Zurich's Next Wave: Five Emerging Artists Taking Centre Stage This Weekend
From experimental theatre in Wiedikon to electronic music in the industrial zones, this weekend's events showcase the voices reshaping the city's cultural conversation.
From experimental theatre in Wiedikon to electronic music in the industrial zones, this weekend's events showcase the voices reshaping the city's cultural conversation.

Zurich's emerging creative class doesn't wait for invitations to established galleries or concert halls. This weekend, they're claiming space across the city—a photographer documenting gentrification on the Langstrasse, a theatre collective staging provocative work in converted factory spaces, musicians pushing against commercial radio formats. Five events worth your Saturday and Sunday capture where the city's cultural centre of gravity is shifting.

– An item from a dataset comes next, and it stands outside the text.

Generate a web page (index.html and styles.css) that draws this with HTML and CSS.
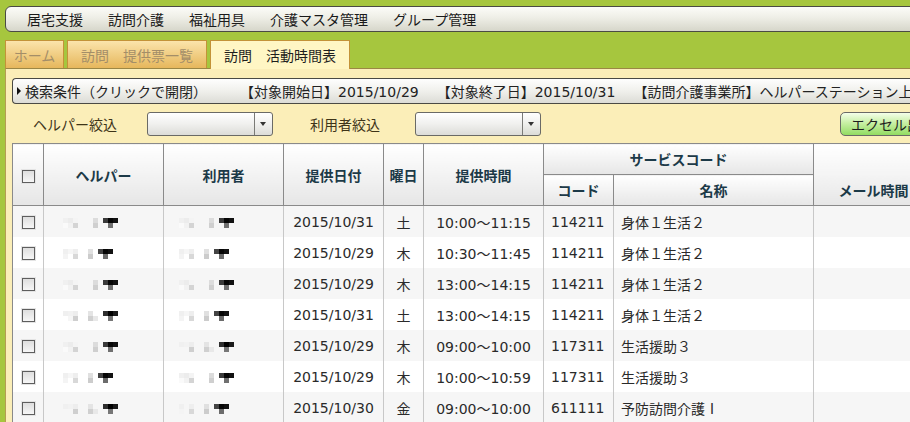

The timing matters. Europe's cities are fracturing under pressure. Wars abroad, heatwaves, migration crises, economic uncertainty—these aren't abstract problems for Zurich's under-35 creator class. They're lived reality bleeding into what gets made. The artists performing and exhibiting this weekend aren't making work that ignores the moment. Some engage it directly. Others sidestep it entirely, building immersive worlds as counterweight. Either way, the conversation has changed from five years ago. Zurich's cultural gatekeepers have noticed. Kunsthalle Zurich added emerging artist residencies to its programming in 2024. The city's cultural budget allocated 2.1 million francs to independent artist support groups last year, up from 1.8 million in 2023.
Start Friday night at Kantine Zurich, the sprawling performance space housed in a former metalworks factory on Wasserwerkstrasse in Aussersihl. A collective of six young sound artists and producers—each under 28—are running an eight-hour listening event called "Frequencies of Now." Entry costs 25 francs. They're testing whether audiences in Switzerland will sit with experimental electronic composition that owes nothing to techno culture or ambient background music. Word travels. They've performed twice before, at smaller venues in Zurich's northern districts, and both sold out.

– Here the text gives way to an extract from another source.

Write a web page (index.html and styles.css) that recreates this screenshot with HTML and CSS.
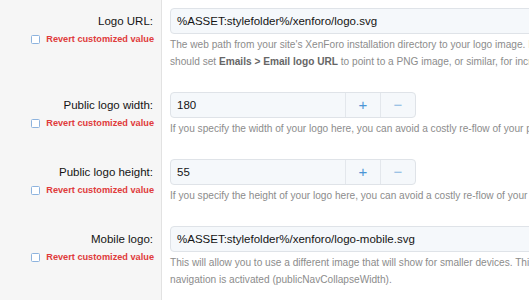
FILE: index.html
```html
<!DOCTYPE html>
<html lang="en">
<head>
  <meta charset="UTF-8" />
  <title>Style properties: Logo</title>
  <link rel="stylesheet" href="styles.css">
</head>
<body>
  <div class="form-block">
    <!-- Logo URL -->
    <div class="form-row">
      <div class="row-label">
        <div class="label">Logo URL:</div>
        <label class="revert"><span class="check"></span>Revert customized value</label>
      </div>
      <div class="row-input">
        <div class="input wide">%ASSET:stylefolder%/xenforo/logo.svg</div>
        <div class="explain">
          <div>The web path from your site's XenForo installation directory to your logo image. If you are using an SVG image, you</div>
          <div>should set <b>Emails &gt; Email logo URL</b> to point to a PNG image, or similar, for increased compatibility with email clients.</div>
        </div>
      </div>
    </div>

    <!-- Public logo width -->
    <div class="form-row">
      <div class="row-label">
        <div class="label">Public logo width:</div>
        <label class="revert"><span class="check"></span>Revert customized value</label>
      </div>
      <div class="row-input">
        <div class="number-box">
          <div class="input number">180</div>
          <span class="step up">+</span>
          <span class="step down">&minus;</span>
        </div>
        <div class="explain">
          <div>If you specify the width of your logo here, you can avoid a costly re-flow of your page when the logo image loads.</div>
        </div>
      </div>
    </div>

    <!-- Public logo height -->
    <div class="form-row">
      <div class="row-label">
        <div class="label">Public logo height:</div>
        <label class="revert"><span class="check"></span>Revert customized value</label>
      </div>
      <div class="row-input">
        <div class="number-box">
          <div class="input number">55</div>
          <span class="step up">+</span>
          <span class="step down">&minus;</span>
        </div>
        <div class="explain">
          <div>If you specify the height of your logo here, you can avoid a costly re-flow of your page when the logo image loads.</div>
        </div>
      </div>
    </div>

    <!-- Mobile logo -->
    <div class="form-row">
      <div class="row-label">
        <div class="label">Mobile logo:</div>
        <label class="revert"><span class="check"></span>Revert customized value</label>
      </div>
      <div class="row-input">
        <div class="input wide">%ASSET:stylefolder%/xenforo/logo-mobile.svg</div>
        <div class="explain">
          <div>This will allow you to use a different image that will show for smaller devices. This is used when the responsive</div>
          <div>navigation is activated (publicNavCollapseWidth).</div>
        </div>
      </div>
    </div>
  </div>
</body>
</html>
```

FILE: styles.css
```css
body {
  margin: 0;
  background: #fff;
  color: #141414;
  font-family: "Liberation Sans", Arial, sans-serif;
  overflow: hidden;
  height: 300px;
}

.form-block {
  width: 900px;
  min-height: 300px;
  display: flex;
  flex-direction: column;
  background: linear-gradient(to right, #f6f6f6 0, #f6f6f6 161px, #e2e2e2 161px, #e2e2e2 162px, #fff 162px);
}

.form-row {
  display: grid;
  grid-template-columns: 162px 1fr;
}

.row-label {
  padding: 8px 8px 14px 0;
  display: flex;
  flex-direction: column;
  align-items: flex-end;
}

.label {
  font-size: 11.5px;
  line-height: 26px;
  padding-right: 1px;
}

.revert {
  display: flex;
  align-items: center;
  gap: 6px;
  font-size: 9.2px;
  font-weight: 700;
  color: #e03b3b;
  line-height: 11px;
}

.check {
  width: 7px;
  height: 7px;
  border: 1px solid #8db3de;
  border-radius: 1.5px;
  background: #fff;
}

.row-input {
  padding: 8px 0 14px 8px;
}

.input {
  box-sizing: border-box;
  height: 26px;
  line-height: 24px;
  padding: 0 6px;
  font-size: 11.5px;
  background: #f5f8fb;
  border: 1px solid #dfe3e8;
  border-radius: 4px;
  white-space: nowrap;
}

.input.wide {
  width: 640px;
}

.number-box {
  display: flex;
  width: 246px;
  height: 26px;
  box-sizing: border-box;
  border: 1px solid #dfe3e8;
  border-radius: 4px;
  background: #f5f8fb;
}

.number-box .input {
  flex: 1;
  height: 24px;
  line-height: 24px;
  border: none;
  border-radius: 0;
  background: transparent;
}

.step {
  width: 34px;
  border-left: 1px solid #e3e7ec;
  text-align: center;
  line-height: 23px;
  font-size: 15px;
  font-weight: 300;
  color: #4b95d6;
}

.step.down {
  color: #8cb9e2;
}

.explain {
  margin-top: 2px;
  font-size: 10.15px;
  line-height: 17px;
  color: #8c8c8c;
  white-space: nowrap;
}

.explain b {
  color: #666;
}
```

Saturday morning, the Wiedikon neighbourhood hosts an open studio event from 10 a.m. to 6 p.m. Twelve visual artists—painters, photographers, installation workers—have unlocked seventeen studio spaces across a three-block stretch bounded by Badenerstrasse and the railway lines. A 24-year-old documentary photographer who works as a courier the rest of the week is showing work about housing displacement on the Langstrasse. She's never shown in a formal gallery. A collective of three painters are exhibiting a series responding to water scarcity in southern Europe. Admission is free; artists sell work directly. Many pieces sit between 400 and 1,200 francs.

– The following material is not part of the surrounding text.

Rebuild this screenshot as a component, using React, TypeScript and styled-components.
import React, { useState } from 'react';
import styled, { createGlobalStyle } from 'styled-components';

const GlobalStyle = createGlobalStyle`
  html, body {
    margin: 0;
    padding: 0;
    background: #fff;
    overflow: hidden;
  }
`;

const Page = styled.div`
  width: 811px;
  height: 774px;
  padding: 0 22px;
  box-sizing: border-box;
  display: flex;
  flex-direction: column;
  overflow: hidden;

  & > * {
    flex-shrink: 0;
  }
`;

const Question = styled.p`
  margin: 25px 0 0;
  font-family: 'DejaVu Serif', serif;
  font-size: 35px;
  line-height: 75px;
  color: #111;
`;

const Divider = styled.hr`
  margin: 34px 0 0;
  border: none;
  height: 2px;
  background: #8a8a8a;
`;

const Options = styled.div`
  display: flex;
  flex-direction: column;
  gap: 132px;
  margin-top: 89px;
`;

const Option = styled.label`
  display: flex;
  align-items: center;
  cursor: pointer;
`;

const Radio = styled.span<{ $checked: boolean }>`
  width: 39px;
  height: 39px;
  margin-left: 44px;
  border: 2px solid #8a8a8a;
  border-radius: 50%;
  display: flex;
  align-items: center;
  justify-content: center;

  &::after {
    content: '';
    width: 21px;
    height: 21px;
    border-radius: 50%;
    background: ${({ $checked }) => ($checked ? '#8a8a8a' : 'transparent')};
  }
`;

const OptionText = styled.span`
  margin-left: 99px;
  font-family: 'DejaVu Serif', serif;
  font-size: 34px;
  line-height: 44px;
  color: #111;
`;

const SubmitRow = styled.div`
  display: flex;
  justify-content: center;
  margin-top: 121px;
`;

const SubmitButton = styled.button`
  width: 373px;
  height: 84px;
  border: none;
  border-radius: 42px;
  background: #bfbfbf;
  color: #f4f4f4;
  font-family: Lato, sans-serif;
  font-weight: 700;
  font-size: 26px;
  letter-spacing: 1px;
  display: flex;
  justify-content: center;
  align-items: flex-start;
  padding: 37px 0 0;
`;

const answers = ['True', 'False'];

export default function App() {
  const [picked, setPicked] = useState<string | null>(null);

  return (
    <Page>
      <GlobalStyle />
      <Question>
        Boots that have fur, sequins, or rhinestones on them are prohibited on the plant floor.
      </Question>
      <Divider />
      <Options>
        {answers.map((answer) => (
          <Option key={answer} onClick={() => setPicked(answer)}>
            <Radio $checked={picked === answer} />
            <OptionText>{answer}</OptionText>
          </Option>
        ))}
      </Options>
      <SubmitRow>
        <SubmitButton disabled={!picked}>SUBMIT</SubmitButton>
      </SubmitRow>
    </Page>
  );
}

Theatre happens Saturday evening at Shedhalle, an artist-run venue on Ausstellungsstrasse in Zurich-West. A five-person ensemble is mounting a 70-minute original work written and performed entirely in Swiss German, examining workplace exhaustion and intimacy. No big names. No established production company backing. The cast ranges from 23 to 31 years old. Tickets run 20 francs for students, 35 francs general admission. They're performing Friday and Saturday at 8:30 p.m., with a final Sunday matinee at 4 p.m.
Zurich has 847 registered independent artists and cultural workers according to the city's latest cultural policy report, released in March. That figure has grown 19 percent since 2021, though the median income for artists under 30 remains flat at roughly 38,000 francs annually. Most cobble together income from multiple sources—some studio work, some teaching, some service jobs. The DIY approach hasn't dampened ambition. In 2025, over 340 independent cultural events happened outside formal institutions. That compares to 156 in 2020.
What's driving the surge? Partly affordability. Rent in Zurich remains brutal—a one-bedroom apartment averages 2,300 francs monthly—but collective studios and shared rehearsal spaces in converted industrial areas offer creative people cheap space. The Werkhof collective on Hohlstrasse operates nineteen artist studios at 380 francs per month. Practical economics fuel cultural production.
For anyone serious about watching Zurich's cultural conversation actually happen, this weekend offers the unfiltered version. Not the polished output of established institutions, but the raw material of what the city's youngest and hungriest creators care about right now. Most of it will feel rough. Some of it will fail. None of it cares whether you show up. That's precisely what makes it worth the trip.